• In a close statewide vote, Missouri Amendment Three passed 51% to 48%, but now the controversy continues on what exactly some of the wording in the amendment means
So exactly what does “One Person, One Vote,” Redistricting look like and why does it matter? Those are questions the Missouri General Assembly may decide to take up in 2021 as they begin the process of drawing new lines as part of the state’s required decennial redistricting.
Amendment 3 was confusing on its face. The drafters purposely drafted the amendment’s wording in a manner that “buried” the meat. Instead of leading with wording about the amendment’s real goal of changing the process for redrawing the state’s district boundaries, the amendment began with two likeable proposals.
“Shall the Missouri Constitution be amended to:
• Ban gifts from paid lobbyists to legislators and their employees;
• Reduce legislative campaign contribution limits…”
Then came the meat….
• “Change the redistricting process voters approved in 2018 …”
In 2018, Missouri voters overwhelmingly approved Amendment 1, which put redistricting in the hands of a non-partisan state demographer. Representatives of Clean Missouri, a group that supported Amendment 1 two years ago, asked voters to turn down Amendment 3 this year, saying it protects incumbents and encourages gerrymandering.
Amendment 1 gave responsibility for drawing state legislative districts to a nonpartisan state demographer. Amendment 3 gives responsibility for drawing state legislative districts to a bipartisan commission appointed by Gov. Mike Parson.
In addition, the full legislation’s text says redistricting will be based on “one person, one vote,” which both sides of the issue are interpreting to mean two different things. Clean Missouri says “one person, one vote,” means only eligible voters will be counted instead of the total population when redrawing districts.
In the 2018 wording, Amendment 1 changed “one person, one vote” to “total population.” In Amendment 3, the bill’s sponsors say they were just changing the wording back to what it was before, “0ne person, one vote.” At least that’s what they say some of the time.
In a Senate debate on Jan. 29, Republican Sen. Dan Hegeman responded to a question about the wording of “one person, one vote.” He said: “The people that are able to vote are the people that are counted.”
This sounds like only citizens age 18 and up will be counted. In an email to the online website Politifact.com, Hegeman said this is not the case. This time Hegeman said children would only be excluded from the redistricting count if the General Assembly chose to interpret the law as eligible voters.

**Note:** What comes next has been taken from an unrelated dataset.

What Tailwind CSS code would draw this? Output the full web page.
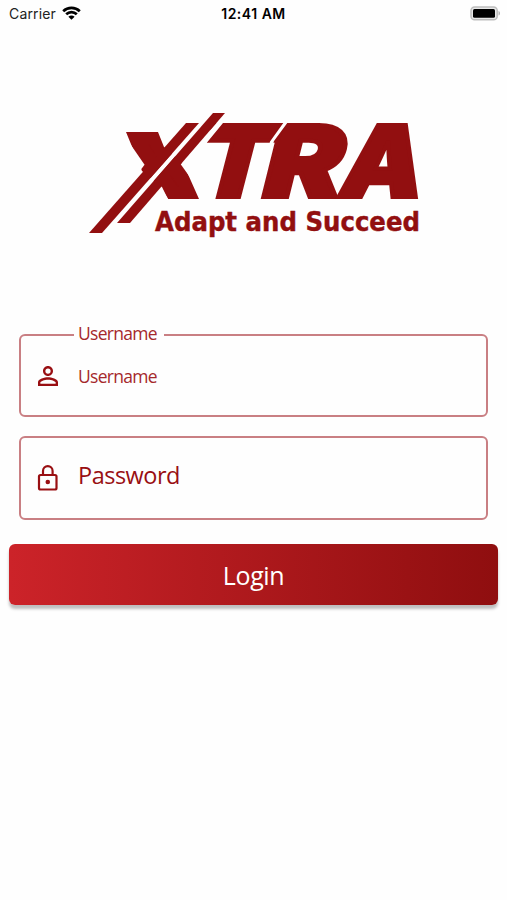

Republican supporters of the bill are split, with some saying the wording just goes back to previous wording used in the state’s redistricting rules and then, everyone was counted. However, another group of supporters are saying yes, the phrase means only voters would be considered in redistricting.
If the decision was made to only count eligible voters, Missouri would be the first state in the country to take that position.
Only counting eligible voters leaves out children under 18 and noncitizens of Missouri who make up nearly a quarter of the population. In addition, 28% of Black Missourians are children and 36% of Latinx Missourians are children, which is a large portion of representation for Missourians of color who would not be counted.
This would lead to an advantage for Republicans, with more older, White citizens being represented in the count.